During the past fifty years, three views have defined the debate on the causes of Latin America's history of authoritarianism, injustice, and poverty, a history that contrasts so starkly with the evolution of Canada and the United States: (1) the dependency view, driven largely by ideology, which dominated universities in the United States, Latin America, Canada, and Europe for two decades and is now rarely mentioned; (2) the view that Latin America's modernization largely depends on magnanimous U.S. policies, a view driven in part by guilt feelings about our wealth and power; and (3) the view that Latin America's problems are substantially of its own making, a view that is least popular in U.S. universities but one that is gaining currency in Latin America, and is advocated by Mario Vargas Llosa, Carlos Alberto Montaner, and Mariano Grondona, among others.

Mark Falcoff, resident scholar at the American Enterprise Institute, has been a leading spokesman in the United States for the third view. His new book, A Culture of Its Own, [End Page 342] is a kaleidoscopic collection of 22 essays, organized into five sections, that explore both Hispanic and Hispanic American letters and history. The essays make clear, in elegant prose, how broad and deep is the foundation on which Falcoff's views have taken shape.

The first section entitled "Ideas and Ideologies" is an indictment of those who have impugned Christopher Columbus, the symbol of the westernization of the Western Hemisphere; of Latin American intellectuals, politicians, and business elites who are responsible for the "mercantilism" that Hernando de Soto exposes in The Other Path; of Latin American writers who have explained the region's problems as the consequence of malign external forces and have extolled the Cuban model; and of those academics in the United States who have applauded the antidemocratic, anticapitalist, anti-Yankee ideologies of their Latin American counterparts.
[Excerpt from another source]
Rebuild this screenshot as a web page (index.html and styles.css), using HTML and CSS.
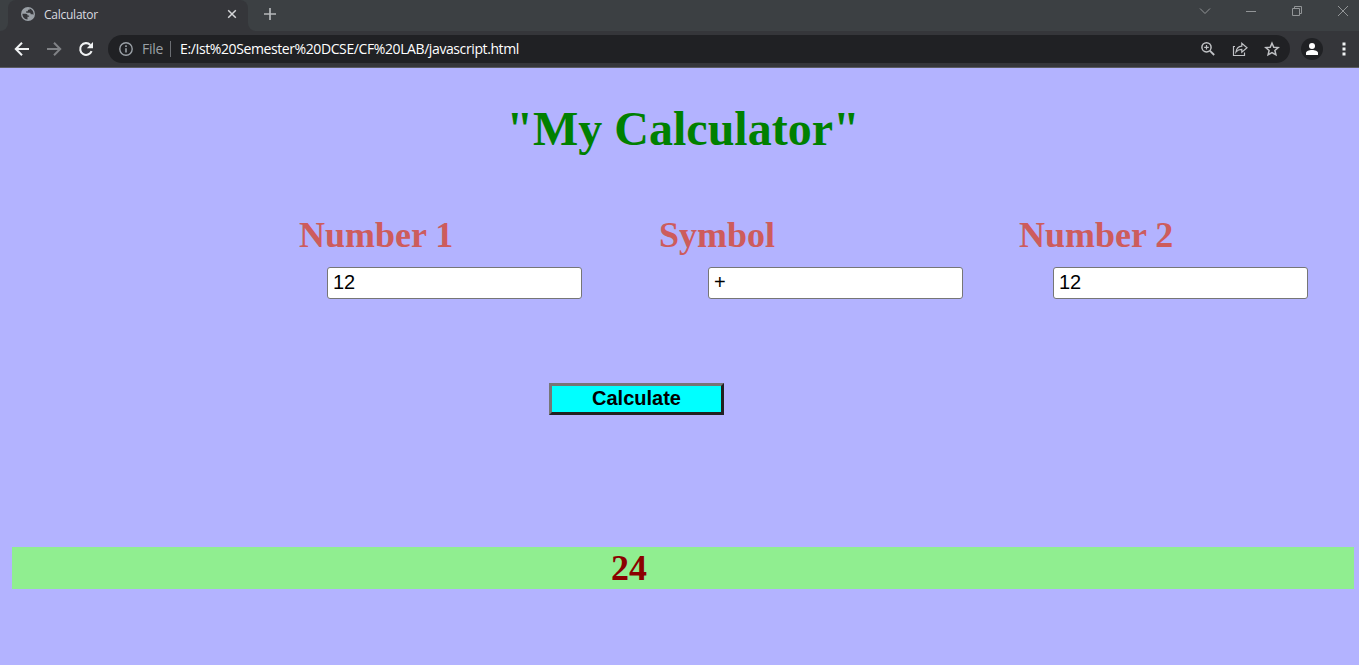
FILE: index.html
```html
<!DOCTYPE html>
<html lang="en">
<head>
<meta charset="utf-8">
<title>Calculator</title>
<link rel="stylesheet" href="styles.css">
</head>
<body>
<header class="browser">
  <div class="tab-strip">
    <div class="previous-tab"></div>
    <div class="tab">
      <svg class="globe" width="14" height="14" viewBox="0 0 14 14"><circle cx="7" cy="7" r="7" fill="#9aa0a6"/><path d="M1.400 6.700h3.200c1.600 0 2 .8 2 1.700h1.500v1.300H6.500v2.700C3.500 12.400 1.400 9.900 1.400 6.700zM8.600 1.500v1.300H6.900v1.500H5.200v1.500h3.400c.8 0 1.100.7 1.100 1.500h1.800c.5 0 .7.400.9.800.7-3-1-5.700-3.800-6.600z" fill="#35363a"/></svg>
      <span class="tab-title">Calculator</span>
      <svg width="10" height="10" viewBox="0 0 10 10"><path d="M1.200 1.200l7.600 7.600M8.800 1.200l-7.600 7.600" stroke="#d5d6d8" stroke-width="1.500"/></svg>
    </div>
    <div class="strip-rest">
      <svg class="new-tab" width="12" height="12" viewBox="0 0 12 12"><path d="M6 0v12M0 6h12" stroke="#b5b8bb" stroke-width="1.700"/></svg>
      <div class="window-buttons">
        <svg width="12" height="12" viewBox="0 0 12 12"><path d="M1 3.500l5 5 5-5" fill="none" stroke="#929597"/></svg>
        <svg width="12" height="12" viewBox="0 0 12 12"><path d="M1 6.500h10" stroke="#929597"/></svg>
        <svg width="12" height="12" viewBox="0 0 12 12"><path d="M1.500 3.500h7v7h-7zM3.500 3.500v-2h7v7h-2" fill="none" stroke="#929597"/></svg>
        <svg width="12" height="12" viewBox="0 0 12 12"><path d="M1 1l10 10M11 1L1 11" stroke="#929597"/></svg>
      </div>
    </div>
  </div>
  <div class="toolbar">
    <div class="nav">
      <svg width="16" height="16" viewBox="0 0 16 16"><path d="M15 8H2.500M8 1.800L1.800 8 8 14.200" fill="none" stroke="#f1f3f4" stroke-width="2"/></svg>
      <svg width="16" height="16" viewBox="0 0 16 16"><path d="M1 8h12.500M8 1.800L14.200 8 8 14.200" fill="none" stroke="#808286" stroke-width="2"/></svg>
      <svg width="16" height="16" viewBox="0 0 16 16"><path d="M13.600 10.200A5.900 5.900 0 1 1 12.300 3.900" fill="none" stroke="#f1f3f4" stroke-width="2.100"/><path d="M15 1v6.200H8.800z" fill="#f1f3f4"/></svg>
    </div>
    <div class="omnibox">
      <svg width="14" height="14" viewBox="0 0 14 14"><circle cx="7" cy="7" r="6.200" fill="none" stroke="#9aa0a6" stroke-width="1.400"/><path d="M7 6.200v4.300M7 3.300v1.600" stroke="#9aa0a6" stroke-width="1.600"/></svg>
      <span class="scheme">File</span>
      <span class="divider"></span>
      <span class="url">E:/Ist%20Semester%20DCSE/CF%20LAB/javascript.html</span>
      <div class="actions">
        <svg width="16" height="16" viewBox="0 0 16 16"><circle cx="6.500" cy="6.300" r="4.600" fill="none" stroke="#c0c2c5" stroke-width="1.500"/><path d="M6.500 4v4.600M4.200 6.300h4.600" stroke="#c0c2c5" stroke-width="1.200"/><path d="M9.800 9.600l4.400 4.400" stroke="#c0c2c5" stroke-width="1.800"/></svg>
        <svg width="16" height="16" viewBox="0 0 16 16"><path d="M3 5.500H1.500v9h11v-3M4 11c.6-3.900 2.300-5.500 5.800-5.800V2.300L15 6.800l-5.200 4.400V8.400C7.400 8.400 5.600 9 4 11z" fill="none" stroke="#c0c2c5" stroke-width="1.200"/></svg>
        <svg width="16" height="16" viewBox="0 0 16 16"><path d="M8 2.200l1.800 4 4.400.4-3.300 2.900 1 4.300L8 11.600l-3.900 2.200 1-4.300-3.300-2.900 4.400-.4z" fill="none" stroke="#c0c2c5" stroke-width="1.500"/></svg>
      </div>
    </div>
    <div class="avatar"><svg width="12" height="12" viewBox="0 0 12 12"><circle cx="6" cy="3" r="3" fill="#fff"/><path d="M0 12v-2c0-4 12-4 12 0v2z" fill="#fff"/></svg></div>
    <svg class="more" width="4" height="14" viewBox="0 0 4 14"><path d="M.5.500h3v3h-3zM.500 5.500h3v3h-3zM.500 10.500h3v3h-3z" fill="#f1f3f4"/></svg>
  </div>
</header>
<main class="page">
  <h1 class="title">"My Calculator"</h1>
  <div class="labels">
    <h2 class="label">Number 1</h2>
    <h2 class="label">Symbol</h2>
    <h2 class="label">Number 2</h2>
  </div>
  <div class="fields">
    <input class="field" type="text" value="12">
    <input class="field symbol" type="text" value="+">
    <input class="field second" type="text" value="12">
  </div>
  <button class="calculate">Calculate</button>
  <h2 class="result">24</h2>
</main>
</body>
</html>
```
FILE: styles.css
```css
* { box-sizing: border-box; }
body {
  margin: 0;
  height: 665px;
  overflow: hidden;
  background: #b3b3ff;
  font-family: "Liberation Serif", serif;
}
svg { display: block; flex: none; }

.browser {
  height: 68px;
  background: #35363a;
  border-bottom: 1px solid #5a5b60;
  font-family: "Open Sans", sans-serif;
}
.tab-strip {
  display: flex;
  height: 31px;
  background: linear-gradient(#3c4043 8px, #35363a 8px);
}
.previous-tab {
  width: 8px;
  background: #3c4043;
  border-radius: 0 0 8px 0;
}
.tab {
  display: flex;
  align-items: center;
  width: 240px;
  height: 31px;
  padding: 0 11px 3px 13px;
  border-radius: 8px 8px 0 0;
  background: #35363a;
}
.strip-rest {
  display: flex;
  flex: 1;
  background: #3c4043;
  border-radius: 0 0 0 8px;
}
.tab-title {
  flex: 1;
  margin-left: 9px;
  color: #dadce0;
  font-size: 12px;
  letter-spacing: -0.25px;
}
.new-tab { margin: 8px 0 0 16px; }
.window-buttons {
  display: flex;
  gap: 34px;
  margin: 5px 10px 0 auto;
}

.toolbar {
  display: flex;
  align-items: center;
  height: 36px;
}
.nav {
  display: flex;
  gap: 16px;
  width: 108px;
  padding-left: 14px;
}
.omnibox {
  display: flex;
  align-items: center;
  width: 1182px;
  height: 28px;
  padding: 0 10px 0 11px;
  border-radius: 14px;
  background: #202124;
  font-size: 14px;
  white-space: nowrap;
}
.scheme {
  width: 28px;
  margin-left: 9px;
  color: #9aa0a6;
  letter-spacing: -0.3px;
}
.divider {
  width: 1px;
  height: 16px;
  margin-right: 9px;
  background: #6b6e73;
}
.url {
  color: #fff;
  letter-spacing: -0.4px;
}
.scheme, .url { padding-bottom: 1px; }
.actions {
  display: flex;
  gap: 16px;
  margin-left: auto;
}
.avatar {
  display: grid;
  place-items: center;
  width: 22px;
  height: 22px;
  margin-left: 11px;
  border-radius: 50%;
  background: #202124;
}
.more { margin-left: 19px; }

.page { padding: 0 5px 0 12px; }
.title {
  margin: 33px 0 0;
  color: green;
  font-size: 48px;
  line-height: 55px;
  text-align: center;
}
.labels {
  display: grid;
  grid-template-columns: repeat(3, 360px);
  margin: 58px 0 0 287px;
}
.label {
  margin: 0;
  color: indianred;
  font-size: 36px;
  line-height: 42px;
}
.fields {
  display: flex;
  margin: 11px 0 0 315px;
}
.field {
  width: 255px;
  height: 32px;
  padding: 1px 5px 3px;
  border: 1px solid #767676;
  border-radius: 3px;
  color: #000;
  background: #fff;
  font: 20px "Liberation Sans", sans-serif;
}
.symbol { margin-left: 126px; }
.second { margin-left: 90px; }
.calculate {
  display: block;
  width: 175px;
  height: 32px;
  margin: 84px 0 0 537px;
  padding: 0 0 2px;
  border: 3px solid;
  border-color: #767676 #212121 #212121 #767676;
  color: #000;
  background: cyan;
  font: bold 20px "Liberation Sans", sans-serif;
}
.result {
  height: 42px;
  margin: 132px 0 0;
  padding-left: 599px;
  color: darkred;
  background: lightgreen;
  font-size: 36px;
  line-height: 42px;
}
```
Hispanic literature is a passion of Falcoff, and the second section looks at the great and not so great writers. He is an admirer of Ortega y Gasset, García Lorca, Gerald Brenan, and Victoria Ocampo's Argentine literary review, Sur. He is less admiring of Carlos Fuentes, particularly his views on the United States, and the American radical, Carlton Beals.

The third section focuses on the Cuban Revolution. Falcoff examines its historical antecedents and the question of whether mismanagement of U.S. policy drove Castro into the arms of the Soviets. He concludes, correctly, in my view, that there was nothing we could have done to prevent the unhappy outcome. Falcoff, who has lived in Argentina, addresses in the fourth section the "Dirty War," the Falklands adventure, and his curious 1968 meeting with Juan Perón in the latter's villa outside Madrid. The last section, "Latins and Europeans," looks at Erich Honecker's strange relationship with Chile; the Spanish novelist Manuel Vásquez Montálban's treatment of the disappearance in 1956 of Jesús de Galíndez, a critic of Rafael Leonidas Trujillo; and Falcoff's visit to six European countries to explain U.S. policy in Central America during the Sandinista years.

Some generations hence, historians and social scientists looking back at the Western Hemisphere during the period from the Cuban Revolution through the end of the twentieth century will, I believe, judge dependency theory's hold on academe as bizarre. They will be struck by the naiveté of those who believed that U.S. magnanimity--obliged by our prosperity, power, and errors--could solve Latin America's problems. And they will conclude that Mark Falcoff came much closer to the truth.